1916 painting by Elioth Gruner

Morning Light is a 1916 painting by the Australian artist Elioth Gruner. The painting depicts a small herd of dairy cows in a grassy field in the morning with a man, the farmer, in the foreground. Hailed as the high point of [his] Emu Plains series" and "one of his greatest masterpieces", Morning Light was awarded the Wynne Prize in 1916.

Morning Light was largely painted en plein air at Emu Plains—now an outer western suburb of Sydney but then a rural area—on a farm owned by James Innes. Elioth Gruner's 1919 painting Spring Frost also shows this farm.

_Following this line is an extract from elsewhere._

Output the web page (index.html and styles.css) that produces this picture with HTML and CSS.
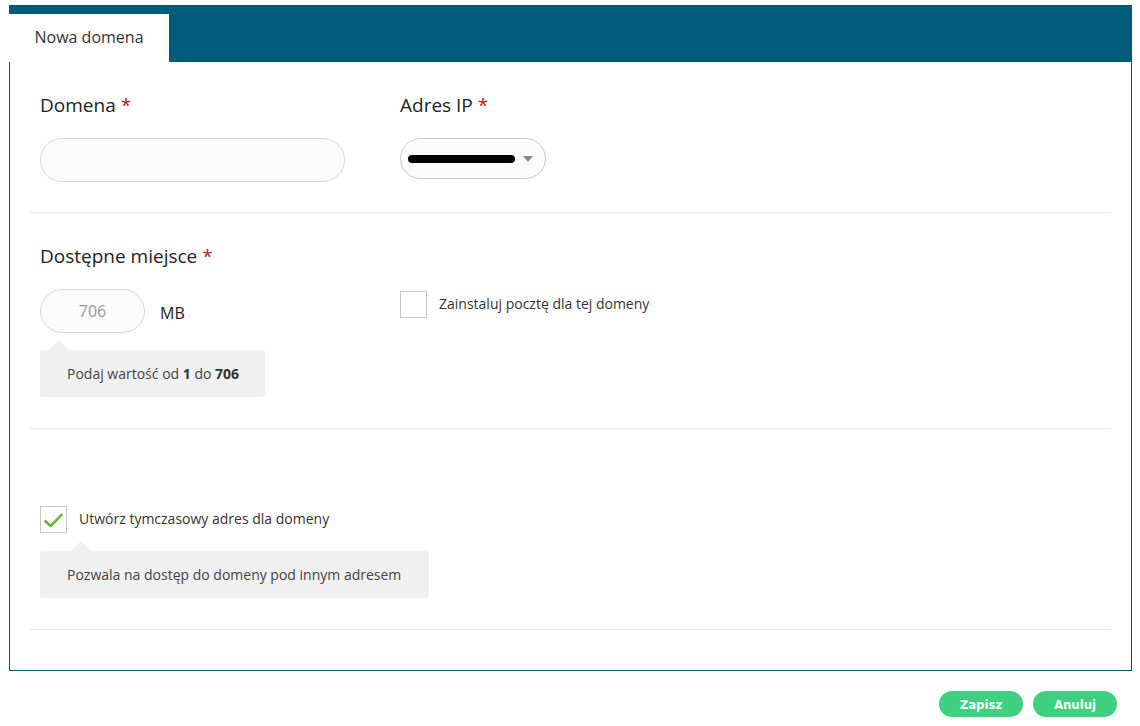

Gruner was influenced by Melbourne artist Max Meldrum's tonal theory as well as the brushwork of E Phillips Fox. The work also shows influence from modernist contemporaries Grace Cossington Smith and Roland Wakelin.

The slightly elevated point of view allows for an expansive vista across the paddocks to the misted horizon line, with nearly two-thirds of the painting sky. Gruner invested the pastoral subject with both intimacy and universality; the turning figure lit by the sun draws us into the scene, which is a meditation on light and atmosphere. In the foreground the painting’s surface is animated by choppy vigorous brushwork and highlights of vivid colour, almost pulsing from the effect of the sun, which is just beyond vision
— Deborah Clark

The work was first exhibited at the Society of Artists' annual exhibition in Sydney in November 1916 and made Gruner's reputation.

After winning the Wynne Prize the work was immediately purchased by the Art Gallery of New South Wales and remains part of its collection.